Dat staatssecretaris Raymond Knops zich groen en geel ergert aan de trage response vanuit Willemstad is begrijpelijk. Ook dat hij er de druk op zet. Anderzijds geeft hij zelf bij herhaling toe dat sprake is van een ‘ongekende’ situatie. Zoals de Wereldbank nu ook aangeeft, zo ongekend dat het sinds 75 jaar niet is vertoond. Om op grond daarvan te oordelen dat de Caribische landen ‘hun eigen autonomie niet kunnen dragen’ is feitelijk juist, immers er moet geld van buiten bij, maar wordt gevoeld als een stoot onder de gordel. De meeste landen - óók in de rijke Europese Unie - kunnen momenteel niet zonder extra financiering op grote schaal. Om dat dan de kleine Caribische landen van het Koninkrijk aan te wrijven, bijna als een verwijt, is op z’n zachtst gezegd niet netjes. Ja, ook al vóór corona hadden Curaçao, Aruba en Sint Maarten grote moeite de eindjes aan elkaar te knopen. En wellicht dat er post-corona grondig zal moeten worden stilgestaan bij de vraag welk voorzieningenniveau met de bestaande financieel-economische draagkracht zelfstandig gerealiseerd kan worden. Maar dat is iets anders dan om, op basis van drie maanden en de ergste crisis sinds 1945, op te merken dat zij de autonomie niet kunnen waarmaken.

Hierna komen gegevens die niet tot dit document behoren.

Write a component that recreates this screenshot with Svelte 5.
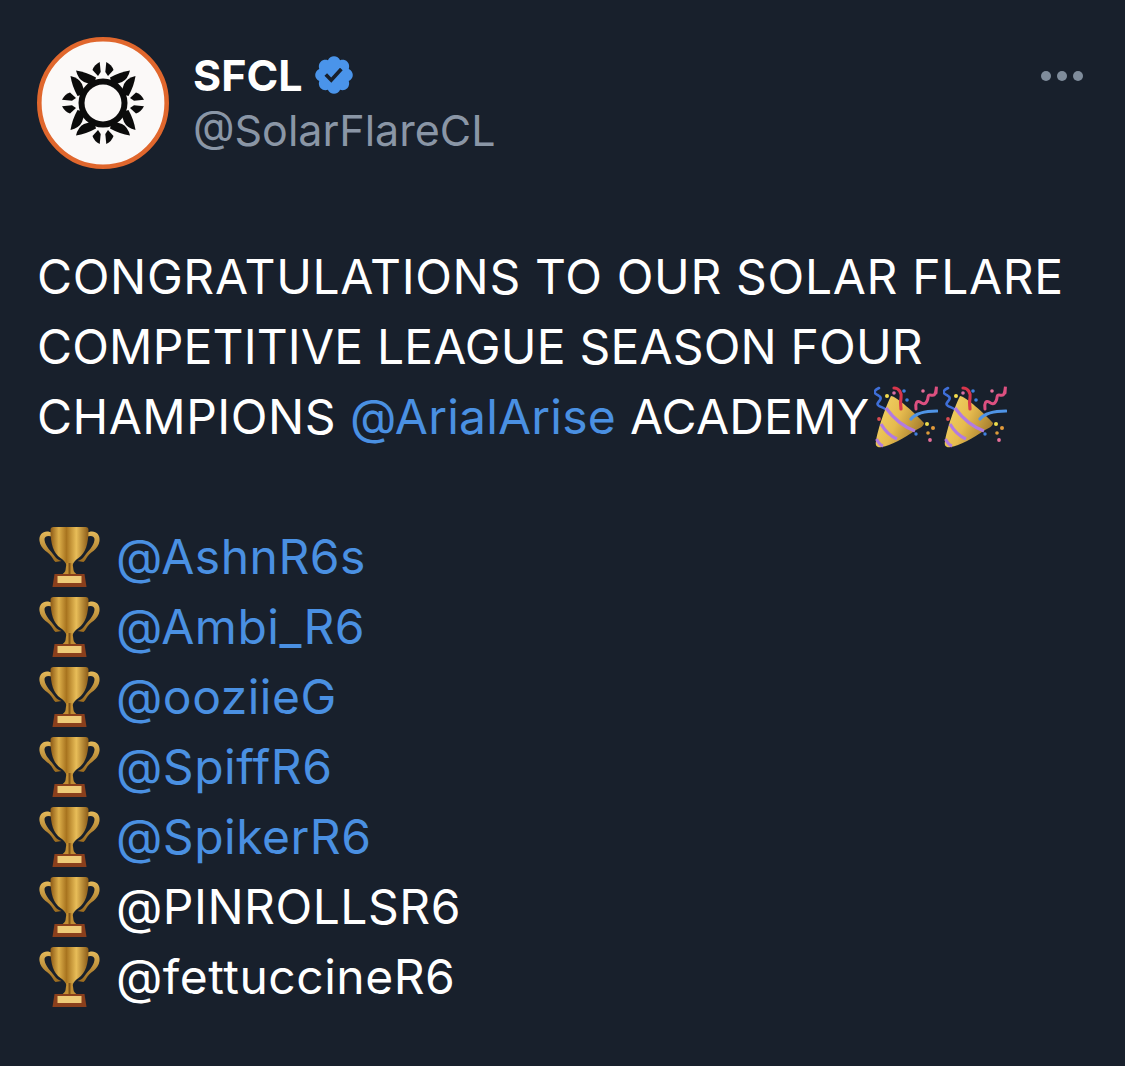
<script>
  const handles = [
    { t: '@AshnR6s', link: true },
    { t: '@Ambi_R6', link: true },
    { t: '@ooziieG', link: true },
    { t: '@SpiffR6', link: true },
    { t: '@SpikerR6', link: true },
    { t: '@PINROLLSR6', link: false },
    { t: '@fettuccineR6', link: false }
  ];
  const rot = [0, 90, 180, 270];
</script>

<svg class="defs" width="0" height="0" aria-hidden="true">
  <defs>
    <linearGradient id="gold" x1="0" x2="1" y1="0" y2="0">
      <stop offset="0" stop-color="#8d5a16" />
      <stop offset="0.22" stop-color="#dcae4a" />
      <stop offset="0.42" stop-color="#a8741f" />
      <stop offset="0.68" stop-color="#e8bd58" />
      <stop offset="1" stop-color="#8a5a18" />
    </linearGradient>
    <linearGradient id="handle" x1="0" x2="0" y1="0" y2="1">
      <stop offset="0" stop-color="#e4b95a" />
      <stop offset="1" stop-color="#9a6a1e" />
    </linearGradient>
    <linearGradient id="cone" x1="0" x2="1" y1="0" y2="0.5">
      <stop offset="0" stop-color="#f3d768" />
      <stop offset="0.55" stop-color="#e6bb4e" />
      <stop offset="1" stop-color="#a9812f" />
    </linearGradient>
    <symbol id="trophy" viewBox="0 0 64 64">
      <path d="M15 8C8 4 1 8 2 16c1 9 10 11 13 17 1 2 2 3 3 4l6-1c-3-1-5-2-7-5C13 25 8 22 7 15c-.5-4 4-5 8-3z" fill="url(#handle)" />
      <path d="M49 8c7-4 14 0 13 8-1 9-10 11-13 17-1 2-2 3-3 4l-6-1c3-1 5-2 7-5 4-6 9-9 10-16 .5-4-4-5-8-3z" fill="url(#handle)" />
      <path d="M16 2h32c2 0 3 1 3 3 0 14-3 23-10 28-3 2-5 4-6 7h-6c-1-3-3-5-6-7-7-5-10-14-10-28 0-2 1-3 3-3z" fill="url(#gold)" />
      <path d="M29 38h6l1 7c0 2 2 3 4 5H24c2-2 4-3 4-5z" fill="#c18d32" />
      <path d="M31 38h2v12h-2z" fill="#7f5217" />
      <path d="M17 49h30l2 13H15z" fill="#8a3f1c" />
      <path d="M20 51h24v7H20z" fill="#eecb78" />
    </symbol>
    <symbol id="popper" viewBox="0 0 64 64">
      <path d="M5 2C1 4-1 6 2 8s6 3 4 6-4 4-1 6 6 1 8 5" fill="none" stroke="#3f6fd8" stroke-width="2.6" stroke-linecap="round" />
      <path d="M17 10C22 10 42 28 50 37 50 40 46 42 42 44 30 52 16 60 8 61 3 62 1 60 2 55 4 42 12 20 17 10Z" fill="url(#cone)" />
      <path d="M12 22C20 33 30 41 41 45" fill="none" stroke="#b37be0" stroke-width="3.2" />
      <path d="M7 38C11 45 16 50 23 53" fill="none" stroke="#b37be0" stroke-width="3.2" />
      <path d="M2.5 53C4 56 6 59 9 60" fill="none" stroke="#b37be0" stroke-width="3" />
      <path d="M37 33C42 27 50 25 63 25" fill="none" stroke="#4f94e6" stroke-width="3.2" stroke-linecap="round" />
      <path d="M20 2C25 2 28 7 27 12s0 8 0 11" fill="none" stroke="#d9364c" stroke-width="3.2" stroke-linecap="round" />
      <path d="M42 23C41 17 43 14 46 16s5 3 7-1 0-6 3-6 5 2 6-5 0-1 0 3" fill="none" stroke="#dd5080" stroke-width="3" stroke-linecap="round" stroke-linejoin="round" />
      <circle cx="13" cy="10" r="2" fill="#f5dc4d" />
      <circle cx="20" cy="7" r="1.8" fill="#d86fa6" />
      <circle cx="30" cy="5" r="1.8" fill="#3f80e0" />
      <circle cx="33" cy="14" r="1.8" fill="#3f80e0" />
      <circle cx="49" cy="5" r="1.8" fill="#e76f9a" />
      <circle cx="5" cy="33" r="1.9" fill="#d94b52" />
      <circle cx="53" cy="38" r="2" fill="#ecdd4e" />
      <circle cx="59" cy="42" r="2" fill="#e39a3a" />
      <circle cx="42" cy="48" r="1.7" fill="#3f80e0" />
      <circle cx="54" cy="47" r="1.8" fill="#dc9c3a" />
      <circle cx="56" cy="54" r="1.9" fill="#e76f9a" />
    </symbol>
  </defs>
</svg>

<main class="tweet">
  <header class="head">
    <svg class="avatar" viewBox="-66 -66 132 132" aria-label="SFCL logo">
      <circle r="63.7" fill="#fbf9f8" stroke="#e0672d" stroke-width="4.6" />
      <g fill="#0b0b0b">
        <circle r="24.5" />
        {#each rot as r}
          <g transform="rotate({r})">
            <path d="M3.3-41Q9-38 10.5-33L5-27 2.3-31Z" />
            <path d="M-3.3-41Q-9-38-10.5-33L-5-27-2.3-31Z" />
            <path d="M7-25.5Q17-31 27-32.5 25-24 19-21 14-19 9-18.5Z" />
            <path d="M-7-25.5Q-17-31-27-32.5-25-24-19-21-14-19-9-18.5Z" />
          </g>
        {/each}
      </g>
      <circle r="18.5" fill="#fbf9f8" />
    </svg>
    <div class="who">
      <div class="name">SFCL
        <svg class="badge" viewBox="0 0 24 24"><path fill="#4a94ea" d="M22.25 12c0-1.43-.88-2.67-2.19-3.34.46-1.39.2-2.9-.81-3.91s-2.52-1.27-3.91-.81c-.66-1.31-1.91-2.19-3.34-2.19s-2.67.88-3.33 2.19c-1.4-.46-2.91-.2-3.92.81s-1.26 2.52-.8 3.91c-1.31.67-2.2 1.91-2.2 3.34s.89 2.67 2.2 3.34c-.46 1.39-.21 2.9.8 3.91s2.52 1.26 3.91.81c.67 1.31 1.91 2.19 3.34 2.19s2.68-.88 3.34-2.19c1.39.45 2.9.2 3.91-.81s1.27-2.52.81-3.91c1.31-.67 2.19-1.91 2.19-3.34zm-11.71 4.2L6.8 12.46l1.41-1.42 2.26 2.26 4.8-5.23 1.47 1.36-6.2 6.77z" /></svg>
      </div>
      <div class="handle">@SolarFlareCL</div>
    </div>
    <div class="more" aria-label="More"><i></i><i></i><i></i></div>
  </header>

  <section class="body">
    <p class="wide">CONGRATULATIONS TO OUR SOLAR FLARE</p>
    <p class="tight">COMPETITIVE LEAGUE SEASON FOUR</p>
    <p>CHAMPIONS <span class="link snug">@ArialArise</span> <span class="snug academy">ACADEMY</span><svg class="emoji party"><use href="#popper" /></svg><svg class="emoji party"><use href="#popper" /></svg></p>
    <p class="blank">&nbsp;</p>
    {#each handles as h}
      <p class="row"><svg class="emoji cup"><use href="#trophy" /></svg><span class:link={h.link}>{h.t}</span></p>
    {/each}
  </section>
</main>

<style>
  :global(body) {
    background: #18202c;
    margin: 0;
  }
  .defs {
    position: absolute;
  }
  .tweet {
    box-sizing: border-box;
    width: 1125px;
    height: 1066px;
    background: #18202c;
    padding: 37px 42px 0 37px;
    font-family: Inter, "Liberation Sans", sans-serif;
    color: #fff;
    overflow: hidden;
  }
  .head {
    display: flex;
    align-items: flex-start;
    height: 132px;
  }
  .avatar {
    width: 132px;
    height: 132px;
    flex: none;
  }
  .who {
    margin-left: 24px;
    padding-top: 8px;
    flex: 1;
  }
  .name {
    display: flex;
    align-items: center;
    gap: 9px;
    font-size: 43px;
    font-weight: 700;
    line-height: 60px;
  }
  .badge {
    width: 44px;
    height: 44px;
  }
  .handle {
    font-size: 43px;
    line-height: 50px;
    color: #8a96a6;
  }
  .more {
    display: flex;
    gap: 6px;
    padding-top: 34px;
  }
  .more i {
    width: 10px;
    height: 10px;
    border-radius: 50%;
    background: #7f8c9b;
  }
  .body {
    margin-top: 73px;
  }
  p {
    margin: 0;
    height: 70px;
    line-height: 70px;
    font-size: 48px;
    letter-spacing: 0.5px;
    white-space: nowrap;
  }
  .wide {
    letter-spacing: 0.65px;
  }
  .tight {
    letter-spacing: 0.17px;
  }
  .snug {
    letter-spacing: 0.2px;
  }
  .academy {
    margin-right: 5px;
  }
  .link {
    color: #4a90e2;
  }
  .emoji {
    vertical-align: middle;
  }
  .party {
    width: 64px;
    height: 64px;
    margin-top: -6px;
    margin-right: 5px;
  }
  .row {
    display: flex;
    align-items: center;
    gap: 14px;
  }
  .cup {
    width: 65px;
    height: 64px;
    flex: none;
  }
</style>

Intussen echter lijkt de jongere letterlijk het kind van de rekening te worden. Er wordt - noodgedwongen - wederom gekort op onderwijs. Dat is in wezen het paard achter de wagen spannen. Eerder is het omgekeerde vereist: méér investeren in kwalitatief goed onderwijs. Dat zijn productieve (in plaats van eenmalige consumptieve) bestedingen. Onderwijs in de breedste zin - educatie, opvoeding en vorming - is zo belangrijk dat het, afgezien van inefficiënties, moet worden gevrijwaard van elke bezuiniging. Sterker nog, bij de evaluatie ná het uitrazen van deze ‘corona-oorlog’ zou het zeker niet misstaan om ‘onderwijs als gemeenschappelijke taak van het Koninkrijk’ op te nemen als één van de meer realistische opties. Om de toekomst van het kind veilig te stellen. En daarmee van het land.